### What is being asked:
Among the entries, which lines carry the string "that"? Copy each of them.

--------

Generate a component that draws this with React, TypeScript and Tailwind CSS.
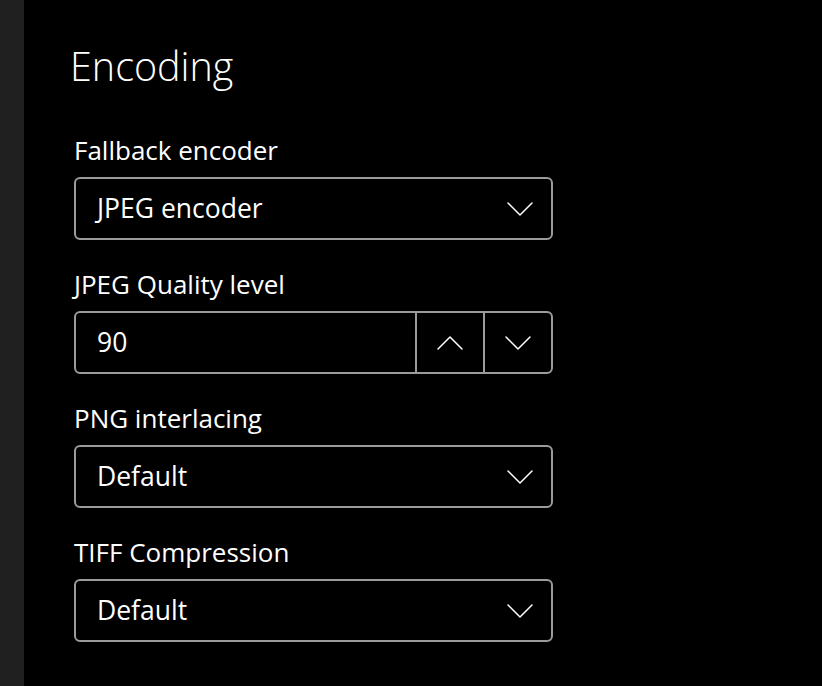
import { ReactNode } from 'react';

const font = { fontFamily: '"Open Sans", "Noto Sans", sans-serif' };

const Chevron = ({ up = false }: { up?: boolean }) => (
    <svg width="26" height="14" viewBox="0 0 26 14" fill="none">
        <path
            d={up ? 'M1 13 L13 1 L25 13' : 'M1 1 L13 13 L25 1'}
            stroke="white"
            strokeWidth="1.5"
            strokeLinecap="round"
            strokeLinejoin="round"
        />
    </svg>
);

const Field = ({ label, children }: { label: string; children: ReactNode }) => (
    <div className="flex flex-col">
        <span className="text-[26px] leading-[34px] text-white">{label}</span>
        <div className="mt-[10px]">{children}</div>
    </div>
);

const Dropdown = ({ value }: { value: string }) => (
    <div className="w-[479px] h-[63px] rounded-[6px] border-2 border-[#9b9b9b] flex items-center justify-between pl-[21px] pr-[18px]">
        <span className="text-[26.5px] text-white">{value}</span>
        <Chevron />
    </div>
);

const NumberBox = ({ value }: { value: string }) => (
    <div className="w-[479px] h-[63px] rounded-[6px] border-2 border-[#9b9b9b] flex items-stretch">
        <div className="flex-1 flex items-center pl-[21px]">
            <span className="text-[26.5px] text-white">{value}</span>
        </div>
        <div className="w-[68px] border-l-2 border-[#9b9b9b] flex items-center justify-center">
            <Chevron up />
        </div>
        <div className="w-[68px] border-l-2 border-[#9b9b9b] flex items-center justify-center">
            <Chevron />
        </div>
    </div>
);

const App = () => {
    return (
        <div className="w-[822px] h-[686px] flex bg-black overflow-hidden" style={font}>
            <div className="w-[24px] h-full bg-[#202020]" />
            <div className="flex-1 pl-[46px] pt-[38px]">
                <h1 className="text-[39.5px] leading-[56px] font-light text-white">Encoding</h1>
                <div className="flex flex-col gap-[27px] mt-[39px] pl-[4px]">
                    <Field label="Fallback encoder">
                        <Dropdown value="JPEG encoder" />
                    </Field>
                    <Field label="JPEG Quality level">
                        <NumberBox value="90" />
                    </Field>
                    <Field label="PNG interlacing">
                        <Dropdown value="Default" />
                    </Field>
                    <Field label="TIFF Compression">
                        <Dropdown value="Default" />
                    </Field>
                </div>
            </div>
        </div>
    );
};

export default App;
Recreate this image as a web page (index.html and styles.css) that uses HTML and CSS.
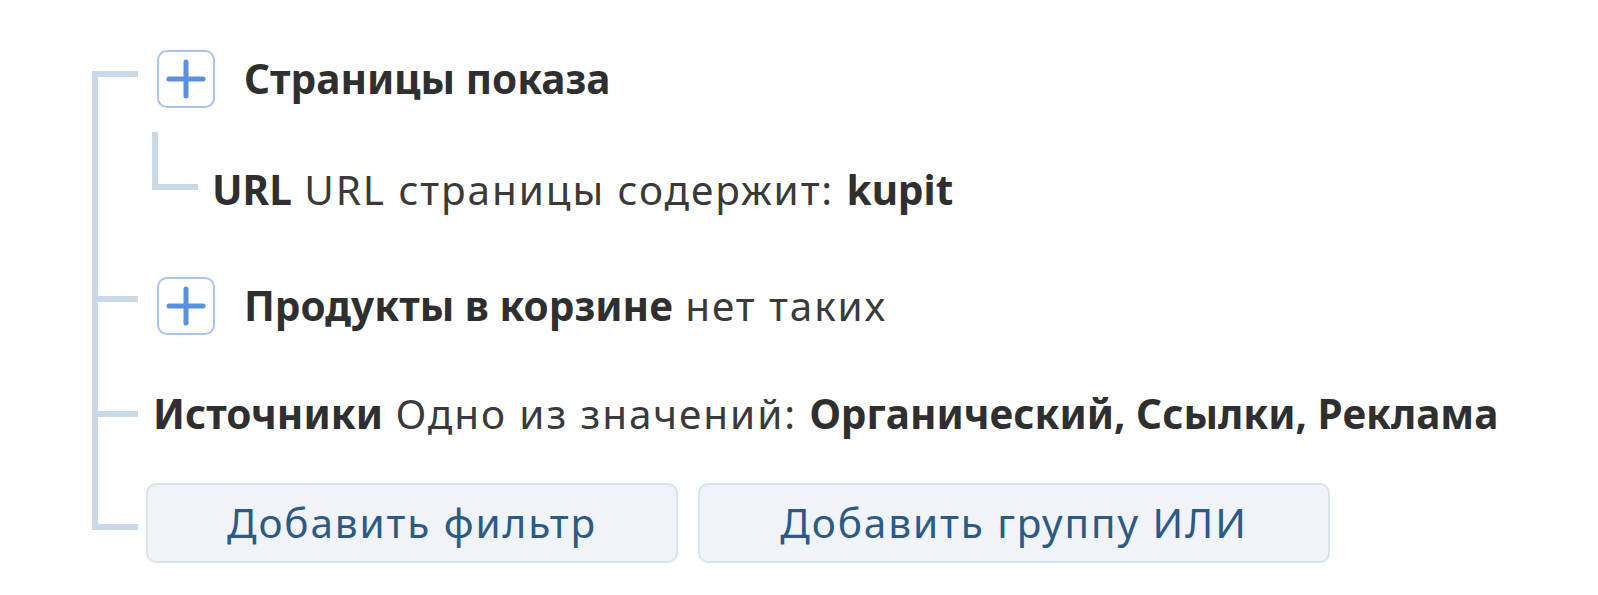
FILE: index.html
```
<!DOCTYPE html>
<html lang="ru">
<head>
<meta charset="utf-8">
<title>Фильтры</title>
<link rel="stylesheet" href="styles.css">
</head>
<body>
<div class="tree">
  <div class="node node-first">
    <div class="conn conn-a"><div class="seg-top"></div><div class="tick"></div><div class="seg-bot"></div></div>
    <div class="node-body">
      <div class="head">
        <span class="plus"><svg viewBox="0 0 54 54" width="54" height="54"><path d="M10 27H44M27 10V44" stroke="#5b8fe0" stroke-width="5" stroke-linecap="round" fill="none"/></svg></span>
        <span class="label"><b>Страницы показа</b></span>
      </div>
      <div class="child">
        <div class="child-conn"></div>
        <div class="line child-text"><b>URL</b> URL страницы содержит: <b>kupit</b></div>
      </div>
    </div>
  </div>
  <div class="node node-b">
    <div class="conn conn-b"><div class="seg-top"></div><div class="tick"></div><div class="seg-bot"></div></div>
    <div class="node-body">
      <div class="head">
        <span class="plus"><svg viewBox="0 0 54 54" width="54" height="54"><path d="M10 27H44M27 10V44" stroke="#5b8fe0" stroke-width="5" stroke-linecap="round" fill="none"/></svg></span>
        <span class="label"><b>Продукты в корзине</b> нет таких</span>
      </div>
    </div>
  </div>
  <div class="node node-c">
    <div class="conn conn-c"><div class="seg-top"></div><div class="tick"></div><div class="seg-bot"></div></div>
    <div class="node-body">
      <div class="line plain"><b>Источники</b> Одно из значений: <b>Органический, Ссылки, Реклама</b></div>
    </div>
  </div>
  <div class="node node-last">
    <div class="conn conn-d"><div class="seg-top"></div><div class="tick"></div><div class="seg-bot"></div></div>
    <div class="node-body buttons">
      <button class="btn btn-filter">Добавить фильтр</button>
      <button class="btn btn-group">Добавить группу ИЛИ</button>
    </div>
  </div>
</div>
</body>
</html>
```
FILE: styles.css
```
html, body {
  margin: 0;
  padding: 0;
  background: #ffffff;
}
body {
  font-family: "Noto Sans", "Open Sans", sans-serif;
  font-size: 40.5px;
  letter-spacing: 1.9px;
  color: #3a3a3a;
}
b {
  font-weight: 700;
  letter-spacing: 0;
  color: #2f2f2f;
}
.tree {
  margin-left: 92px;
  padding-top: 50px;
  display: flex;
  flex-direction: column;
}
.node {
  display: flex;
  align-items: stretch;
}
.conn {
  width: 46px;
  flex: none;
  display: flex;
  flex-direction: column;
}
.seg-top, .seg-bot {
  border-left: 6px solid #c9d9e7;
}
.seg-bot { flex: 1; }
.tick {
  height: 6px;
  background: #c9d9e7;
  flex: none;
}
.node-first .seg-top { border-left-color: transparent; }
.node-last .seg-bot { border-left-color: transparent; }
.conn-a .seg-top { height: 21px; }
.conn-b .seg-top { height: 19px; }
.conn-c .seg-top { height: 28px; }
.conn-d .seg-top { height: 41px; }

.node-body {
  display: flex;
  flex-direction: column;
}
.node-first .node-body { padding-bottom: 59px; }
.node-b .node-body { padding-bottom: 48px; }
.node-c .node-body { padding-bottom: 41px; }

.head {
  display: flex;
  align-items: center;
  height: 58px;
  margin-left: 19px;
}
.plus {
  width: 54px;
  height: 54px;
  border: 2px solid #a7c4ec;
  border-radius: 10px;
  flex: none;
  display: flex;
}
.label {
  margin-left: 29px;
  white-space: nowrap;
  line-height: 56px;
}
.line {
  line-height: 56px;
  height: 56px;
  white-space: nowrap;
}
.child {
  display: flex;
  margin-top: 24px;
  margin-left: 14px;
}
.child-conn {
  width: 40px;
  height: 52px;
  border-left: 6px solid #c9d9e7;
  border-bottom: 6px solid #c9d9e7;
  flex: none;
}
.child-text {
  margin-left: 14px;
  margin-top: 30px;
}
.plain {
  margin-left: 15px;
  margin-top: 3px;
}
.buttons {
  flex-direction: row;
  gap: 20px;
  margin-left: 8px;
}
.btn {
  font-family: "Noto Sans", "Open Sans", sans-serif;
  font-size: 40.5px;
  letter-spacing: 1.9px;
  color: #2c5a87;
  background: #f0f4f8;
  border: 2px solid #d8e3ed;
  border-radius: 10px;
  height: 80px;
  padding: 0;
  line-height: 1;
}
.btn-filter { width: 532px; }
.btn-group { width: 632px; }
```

--------

### Task output:
Generate a component that draws this with React, TypeScript and Tailwind CSS.
Recreate this image as a web page (index.html and styles.css) that uses HTML and CSS.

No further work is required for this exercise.